In fact, I would warn those that do routines with a mem-deck that it's not wise to always cut the deck back to home position. The spectators should not see the same bottom card (#52) on the face of the deck repeatedly as it's a giveaway that something is not right. On my web site, I give the details of how I move around in the mem-deck to get to where I need to be using the Hay mow shuffle. For example, to do my Prediction a la Kruskal, you need to start with the 5D on the bottom of the deck. (In Aronson Stack, it's the 27th card.) This is easily done in two ways: my "Hay Mow" technique, or just cutting the deck from home position a la a Faro initial cut, and then moving one card from the bottom half to the top.

Dennis Loomis
Message: Posted by: JanForster (Jul 19, 2008 08:32AM)

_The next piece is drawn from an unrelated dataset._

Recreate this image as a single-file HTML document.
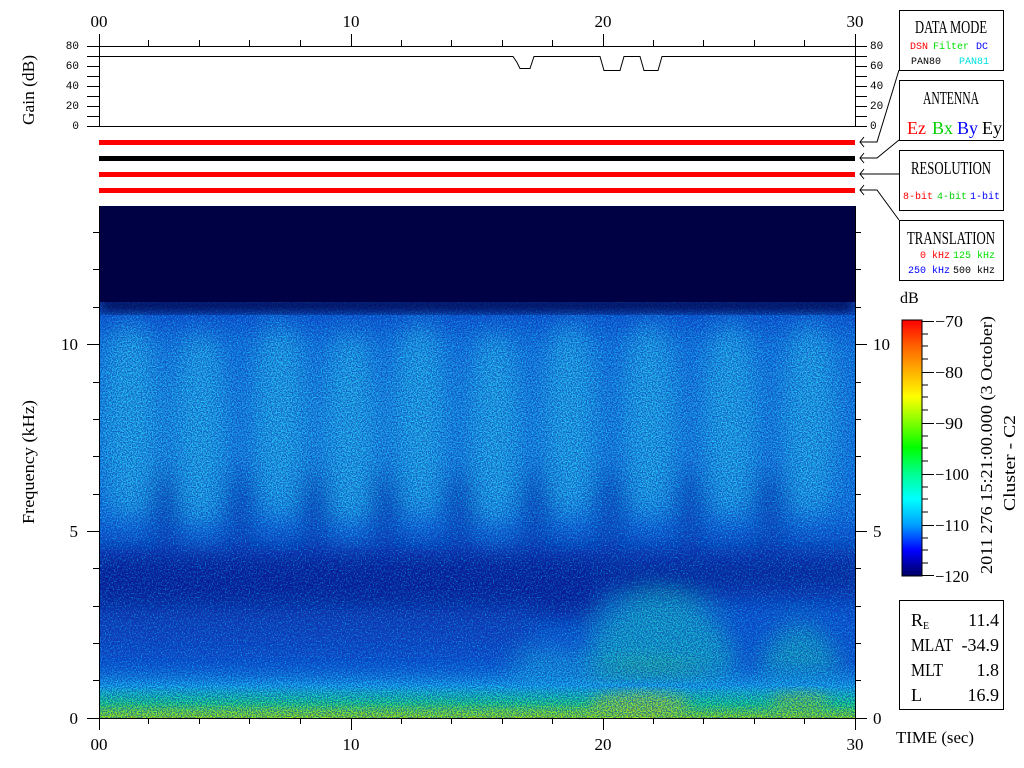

I think it's a matter of taste... I prefer to use only a regular deck as I often give the deck away (as an gift), one strategy to destroy any thoughts of marked cards or similar ideas which are occuring so often doing MD routines. If you can estimate well I would always suggest to cut and glimpse only. There are many routines in which it's not crucial to have the bottom 5 or 6 cards in order. In such cases I cut these (approximately) amount of cards from the bottom to the top and reshuffle them back to the bottom using an overhand shuffle. As the cards are getting reversed in this process you have the effect of different cards at the bottom. Jan
Message: Posted by: TerrorInt (Jan 11, 2014 10:47PM)
The weirdest way I ever did it was to fan the deck to show they are not in any order, which was a guise to find the first card. Then in closing the fan, keeping a break and then doing a turn-over pass to reassemble the deck with the correct card first.

It sounds a little indirect, but it works really well.